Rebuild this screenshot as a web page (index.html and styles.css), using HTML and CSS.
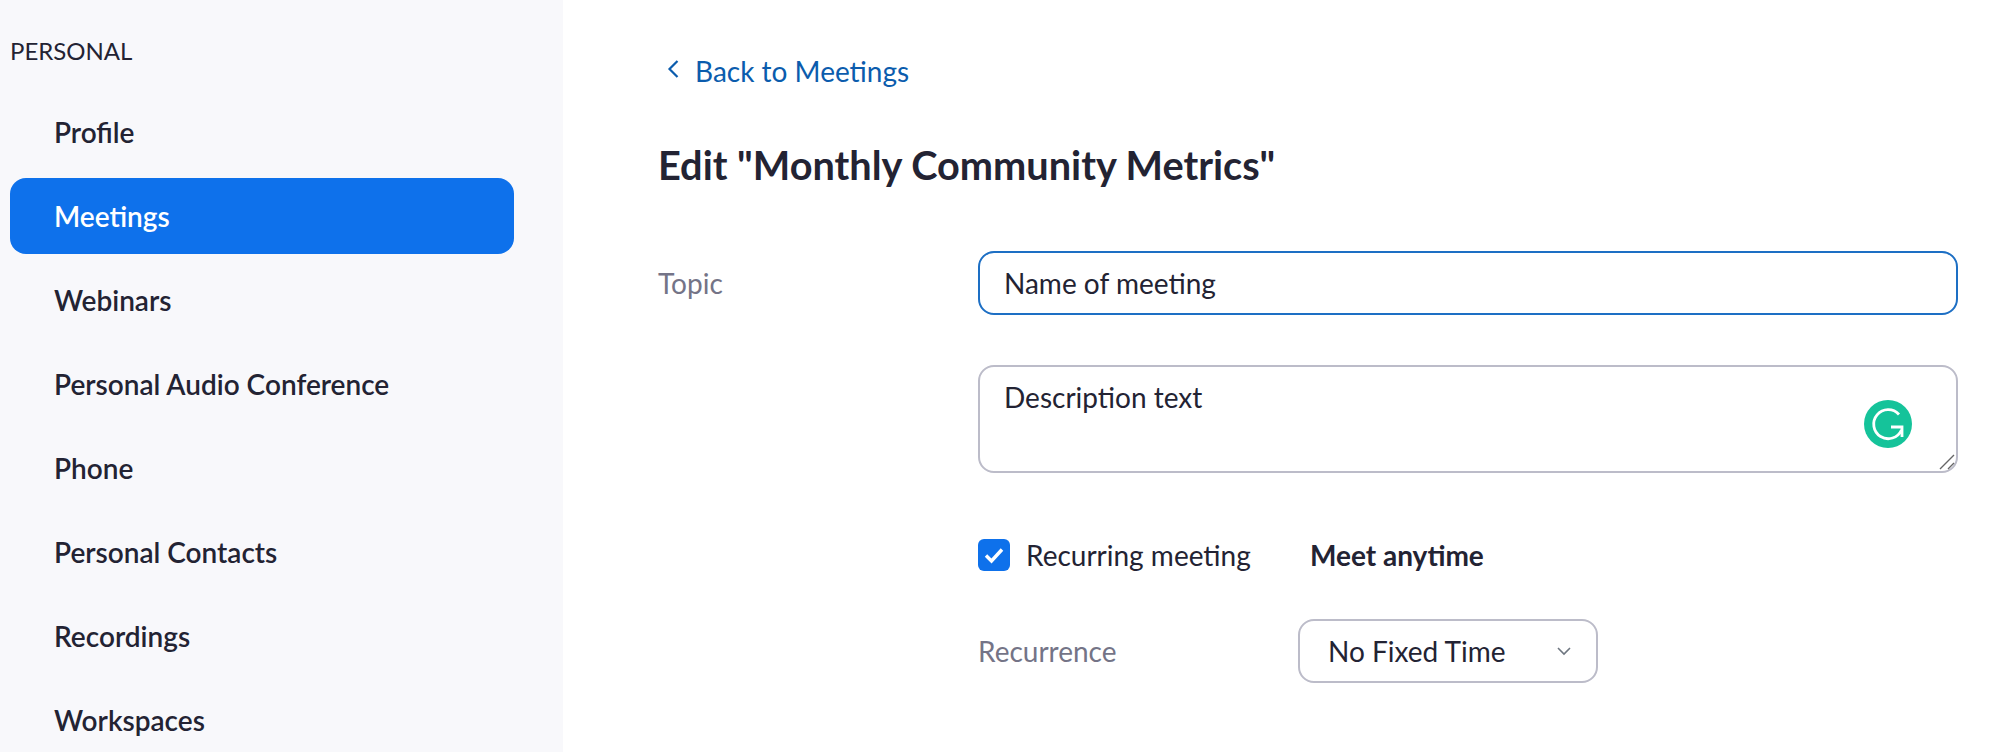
FILE: index.html
```html
<!DOCTYPE html>
<html>
<head>
    <title>Edit Meeting</title>
    <link rel="stylesheet" href="styles.css">
</head>
<body>
    <div class="page">
        <!-- Side navigation -->
        <nav class="sidebar">
            <div class="nav-title">PERSONAL</div>
            <a class="nav-item">Profile</a>
            <a class="nav-item active">Meetings</a>
            <a class="nav-item">Webinars</a>
            <a class="nav-item">Personal Audio Conference</a>
            <a class="nav-item">Phone</a>
            <a class="nav-item">Personal Contacts</a>
            <a class="nav-item">Recordings</a>
            <a class="nav-item">Workspaces</a>
        </nav>

        <!-- Edit form -->
        <main class="content">
            <a class="back-link">
                <svg class="back-icon" width="14" height="20" viewBox="0 0 14 20"><path d="M11.5 2 L3.5 10 L11.5 18" fill="none" stroke="#0b5cad" stroke-width="2.2"/></svg>
                Back to Meetings
            </a>
            <h1 class="page-title">Edit "Monthly Community Metrics"</h1>

            <div class="form-row topic-row">
                <div class="form-label">Topic</div>
                <div class="form-input focused">Name of meeting</div>
            </div>

            <div class="form-row description-row">
                <div class="form-label"></div>
                <div class="form-input textarea">
                    Description text
                    <svg class="grammarly" width="48" height="48" viewBox="0 0 48 48">
                        <circle cx="24" cy="24" r="24" fill="#15c39a"/>
                        <path d="M35 14.5 A14.5 14.5 0 1 0 37.5 30" fill="none" stroke="#fff" stroke-width="2.8"/>
                        <path d="M27 27 H38 V37" fill="none" stroke="#fff" stroke-width="2.8"/>
                    </svg>
                    <svg class="resize-grip" width="16" height="16" viewBox="0 0 16 16">
                        <path d="M1 15 L15 1 M9 15 L15 9" stroke="#666" stroke-width="1.4"/>
                    </svg>
                </div>
            </div>

            <div class="form-row recurring-row">
                <div class="form-label"></div>
                <div class="recurring">
                    <span class="checkbox">
                        <svg width="22" height="20" viewBox="0 0 22 20"><path d="M3 10.5 L8.5 16 L19 4.5" fill="none" stroke="#fff" stroke-width="3.4"/></svg>
                    </span>
                    <span class="check-label">Recurring meeting</span>
                    <span class="recurring-note">Meet anytime</span>
                </div>
            </div>

            <div class="form-row recurrence-row">
                <div class="form-label"></div>
                <div class="recurrence">
                    <span class="recurrence-label">Recurrence</span>
                    <div class="select-box">
                        No Fixed Time
                        <svg width="16" height="10" viewBox="0 0 16 10"><path d="M2 2 L8 8 L14 2" fill="none" stroke="#6e7680" stroke-width="1.6"/></svg>
                    </div>
                </div>
            </div>
        </main>
    </div>
</body>
</html>
```

FILE: styles.css
```css
/* Page */
html, body {
    height: 100%;
}

body {
    margin: 0;
    overflow: hidden;
    background-color: #ffffff;
    color: #232333;
    font-family: 'Lato', 'Open Sans', Arial, sans-serif;
}

.page {
    display: flex;
    height: 100%;
}

/* Side navigation */
.sidebar {
    width: 563px;
    flex-shrink: 0;
    box-sizing: border-box;
    padding: 32px 49px 0 10px;
    background-color: #f8f8fb;
}

.nav-title {
    height: 38px;
    line-height: 38px;
    margin-bottom: 24px;
    font-size: 24px;
}

.nav-item {
    display: block;
    height: 76px;
    line-height: 76px;
    margin-bottom: 8px;
    padding-left: 44px;
    border-radius: 16px;
    font-size: 28px;
    font-weight: 600;
}

.nav-item.active {
    background-color: #0e71eb;
    color: #ffffff;
}

/* Main column */
.content {
    flex: 1;
    padding: 51px 34px 0 95px;
}

.back-link {
    display: flex;
    align-items: center;
    gap: 15px;
    height: 40px;
    padding-left: 8px;
    color: #0b5cad;
    font-size: 28px;
}

.back-icon {
    margin-top: -4px;
}

.page-title {
    margin: 44px 0 0 0;
    height: 60px;
    line-height: 60px;
    font-size: 39.7px;
    font-weight: 700;
}

/* Form rows */
.form-row {
    display: flex;
}

.form-label {
    width: 320px;
    flex-shrink: 0;
    color: #747487;
    font-size: 28px;
}

.topic-row {
    align-items: center;
    margin-top: 56px;
}

.description-row {
    margin-top: 50px;
}

.recurring-row {
    margin-top: 65px;
}

.recurrence-row {
    margin-top: 47px;
}

.form-input {
    flex: 1;
    box-sizing: border-box;
    height: 64px;
    line-height: 60px;
    padding: 0 24px;
    border: 2px solid #bcbcc9;
    border-radius: 16px;
    font-size: 28px;
}

.form-input.focused {
    border-color: #1d6fc4;
}

.form-input.textarea {
    position: relative;
    height: 108px;
    line-height: 28px;
    padding-top: 16px;
}

.grammarly {
    position: absolute;
    right: 44px;
    top: 33px;
}

.resize-grip {
    position: absolute;
    right: 1px;
    bottom: 1px;
}

/* Recurring meeting */
.recurring {
    display: flex;
    align-items: center;
    font-size: 28px;
}

.checkbox {
    display: flex;
    align-items: center;
    justify-content: center;
    width: 32px;
    height: 32px;
    margin-right: 16px;
    border-radius: 6px;
    background-color: #0e71eb;
}

.check-label {
    width: 284px;
}

.recurring-note {
    font-weight: 700;
}

.recurrence {
    display: flex;
    align-items: center;
}

.recurrence-label {
    width: 320px;
    color: #747487;
    font-size: 28px;
}

.select-box {
    display: flex;
    align-items: center;
    justify-content: space-between;
    box-sizing: border-box;
    width: 300px;
    height: 64px;
    padding: 0 24px 0 28px;
    border: 2px solid #bcbcc9;
    border-radius: 16px;
    font-size: 28px;
}
```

## GOAL
Pick out the lines above containing the word "index", then copy them.

## EXERCISE SOLUTION
Rebuild this screenshot as a web page (index.html and styles.css), using HTML and CSS.
FILE: index.html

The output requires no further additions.